Given task:
Transcribe all of the data exactly. Omit the pictures.

==============================

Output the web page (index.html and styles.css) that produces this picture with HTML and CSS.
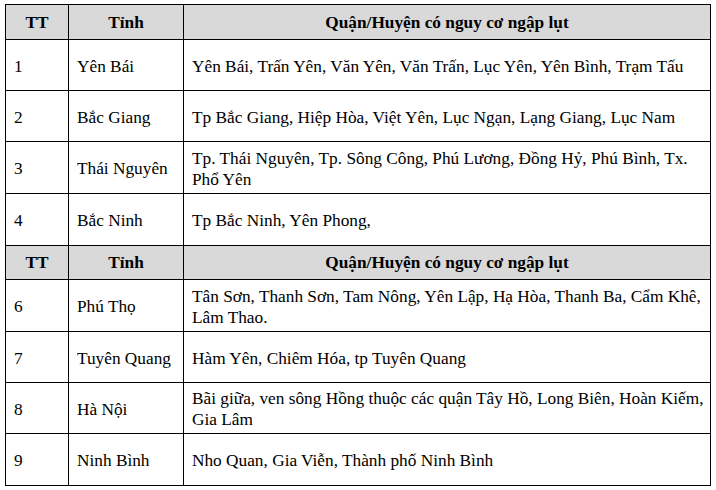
FILE: index.html
```html
<!DOCTYPE html>
<html lang="vi">
<head>
<meta charset="utf-8">
<title>Quận/Huyện có nguy cơ ngập lụt</title>
<link rel="stylesheet" href="styles.css">
</head>
<body>
<table class="flood">
  <colgroup>
    <col class="c-tt">
    <col class="c-tinh">
    <col class="c-qh">
  </colgroup>
  <tbody>
    <tr class="head h35">
      <th>TT</th>
      <th>Tỉnh</th>
      <th>Quận/Huyện có nguy cơ ngập lụt</th>
    </tr>
    <tr class="h51">
      <td>1</td>
      <td>Yên Bái</td>
      <td>Yên Bái, Trấn Yên, Văn Yên, Văn Trấn, Lục Yên, Yên Bình, Trạm Tấu</td>
    </tr>
    <tr class="h51">
      <td>2</td>
      <td>Bắc Giang</td>
      <td>Tp Bắc Giang, Hiệp Hòa, Việt Yên, Lục Ngạn, Lạng Giang, Lục Nam</td>
    </tr>
    <tr class="h52">
      <td>3</td>
      <td>Thái Nguyên</td>
      <td>Tp. Thái Nguyên, Tp. Sông Công, Phú Lương, Đồng Hỷ, Phú Bình, Tx. Phổ Yên</td>
    </tr>
    <tr class="h52">
      <td>4</td>
      <td>Bắc Ninh</td>
      <td>Tp Bắc Ninh, Yên Phong,</td>
    </tr>
    <tr class="head h34">
      <th>TT</th>
      <th>Tỉnh</th>
      <th>Quận/Huyện có nguy cơ ngập lụt</th>
    </tr>
    <tr class="h52">
      <td>6</td>
      <td>Phú Thọ</td>
      <td>Tân Sơn, Thanh Sơn, Tam Nông, Yên Lập, Hạ Hòa, Thanh Ba, Cẩm Khê, Lâm Thao.</td>
    </tr>
    <tr class="h51">
      <td>7</td>
      <td>Tuyên Quang</td>
      <td>Hàm Yên, Chiêm Hóa, tp Tuyên Quang</td>
    </tr>
    <tr class="h51">
      <td>8</td>
      <td>Hà Nội</td>
      <td>Bãi giữa, ven sông Hồng thuộc các quận Tây Hồ, Long Biên, Hoàn Kiếm, Gia Lâm</td>
    </tr>
    <tr class="h52">
      <td>9</td>
      <td>Ninh Bình</td>
      <td>Nho Quan, Gia Viễn, Thành phố Ninh Bình</td>
    </tr>
  </tbody>
</table>
</body>
</html>
```

FILE: styles.css
```css
html, body {
  margin: 0;
  padding: 0;
  background: #ffffff;
}

body {
  padding: 4px 0 0 5px;
  font-family: "Liberation Serif", "Times New Roman", serif;
  font-size: 17.3px;
  line-height: 21px;
  color: #000000;
}

.flood {
  border-collapse: collapse;
  table-layout: fixed;
  width: 705px;
}

.c-tt { width: 63px; }
.c-tinh { width: 115px; }
.c-qh { width: 527px; }

.flood th,
.flood td {
  border: 1px solid #000000;
  padding: 2px 2px 0 8px;
  vertical-align: middle;
  text-align: left;
}

.flood th {
  font-weight: bold;
  text-align: center;
  padding: 0 4px;
}

.head {
  background: #d9d9d9;
}

.h34 { height: 34px; }
.h35 { height: 35px; }
.h51 { height: 51px; }
.h52 { height: 52px; }
```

==============================

Result:
Output the web page (index.html and styles.css) that produces this picture with HTML and CSS.
FILE: index.html
```html
<!DOCTYPE html>
<html lang="vi">
<head>
<meta charset="utf-8">
<title>Quận/Huyện có nguy cơ ngập lụt</title>
<link rel="stylesheet" href="styles.css">
</head>
<body>
<table class="flood">
  <colgroup>
    <col class="c-tt">
    <col class="c-tinh">
    <col class="c-qh">
  </colgroup>
  <tbody>
    <tr class="head h35">
      <th>TT</th>
      <th>Tỉnh</th>
      <th>Quận/Huyện có nguy cơ ngập lụt</th>
    </tr>
    <tr class="h51">
      <td>1</td>
      <td>Yên Bái</td>
      <td>Yên Bái, Trấn Yên, Văn Yên, Văn Trấn, Lục Yên, Yên Bình, Trạm Tấu</td>
    </tr>
    <tr class="h51">
      <td>2</td>
      <td>Bắc Giang</td>
      <td>Tp Bắc Giang, Hiệp Hòa, Việt Yên, Lục Ngạn, Lạng Giang, Lục Nam</td>
    </tr>
    <tr class="h52">
      <td>3</td>
      <td>Thái Nguyên</td>
      <td>Tp. Thái Nguyên, Tp. Sông Công, Phú Lương, Đồng Hỷ, Phú Bình, Tx. Phổ Yên</td>
    </tr>
    <tr class="h52">
      <td>4</td>
      <td>Bắc Ninh</td>
      <td>Tp Bắc Ninh, Yên Phong,</td>
    </tr>
    <tr class="head h34">
      <th>TT</th>
      <th>Tỉnh</th>
      <th>Quận/Huyện có nguy cơ ngập lụt</th>
    </tr>
    <tr class="h52">
      <td>6</td>
      <td>Phú Thọ</td>
      <td>Tân Sơn, Thanh Sơn, Tam Nông, Yên Lập, Hạ Hòa, Thanh Ba, Cẩm Khê, Lâm Thao.</td>
    </tr>
    <tr class="h51">
      <td>7</td>
      <td>Tuyên Quang</td>
      <td>Hàm Yên, Chiêm Hóa, tp Tuyên Quang</td>
    </tr>
    <tr class="h51">
      <td>8</td>
      <td>Hà Nội</td>
      <td>Bãi giữa, ven sông Hồng thuộc các quận Tây Hồ, Long Biên, Hoàn Kiếm, Gia Lâm</td>
    </tr>
    <tr class="h52">
      <td>9</td>
      <td>Ninh Bình</td>
      <td>Nho Quan, Gia Viễn, Thành phố Ninh Bình</td>
    </tr>
  </tbody>
</table>
</body>
</html>
```

FILE: styles.css
```css
html, body {
  margin: 0;
  padding: 0;
  background: #ffffff;
}

body {
  padding: 4px 0 0 5px;
  font-family: "Liberation Serif", "Times New Roman", serif;
  font-size: 17.3px;
  line-height: 21px;
  color: #000000;
}

.flood {
  border-collapse: collapse;
  table-layout: fixed;
  width: 705px;
}

.c-tt { width: 63px; }
.c-tinh { width: 115px; }
.c-qh { width: 527px; }

.flood th,
.flood td {
  border: 1px solid #000000;
  padding: 2px 2px 0 8px;
  vertical-align: middle;
  text-align: left;
}

.flood th {
  font-weight: bold;
  text-align: center;
  padding: 0 4px;
}

.head {
  background: #d9d9d9;
}

.h34 { height: 34px; }
.h35 { height: 35px; }
.h51 { height: 51px; }
.h52 { height: 52px; }
```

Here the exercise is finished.